Erst vor wenigen Wochen wurden in Bayern, auch in Ingolstadt, Beuys-Eichen gepflanzt. Warum ist er noch, warum ist er wieder aktuell?
Fuchs: Beuys ist aktuell, weil er sich mit existenziellen Krisen beschäftigt hat, die jeden einzelnen Menschen und unsere Welt als Ganzes betreffen - Krieg, Tod, Baumsterben. Und er hat den Menschen eine Botschaft an die Hand gegeben: Du bist Künstler - Du gestaltest diese Welt - auf Dich kommt es an!

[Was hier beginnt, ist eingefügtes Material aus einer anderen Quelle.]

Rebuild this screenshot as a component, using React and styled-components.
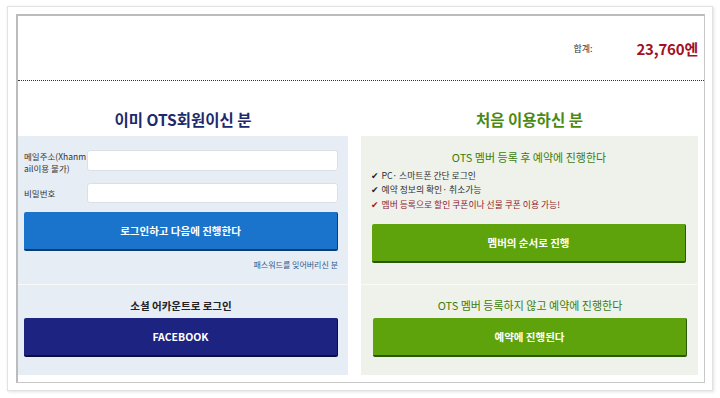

Hochaktuell ist sein Verständnis von Natur und Kultur und dass beispielsweise auch eine Stadtgesellschaft als Ganzes ein Organismus, ein soziales Lebewesen ist.
Haben Sie - neben den 7000 Eichen - ein Lieblingskunstwerk?
Fuchs: Einige. Die "Pythia Sibylla" vielleicht, als Zeichnung und als Bronze.

DK


Die Fragen stellte Katrin Fehr. Foto: Klotzeck

ZUR PERSON

Christine Fuchs, geboren in Frankfurt, hat Rechtswissenschaft, Freie Bildende Kunst, Kunstwissenschaft und Kunsttherapie studiert und zum Thema "Kunstfreiheit, Urheberrecht und Avantgarde" promoviert. Sie lebt in Ingolstadt, ist freie Künstlerin und seit 2001 Leiterin von Stadtkultur Netzwerk Bayerischer Städte mit Sitz in Ingolstadt.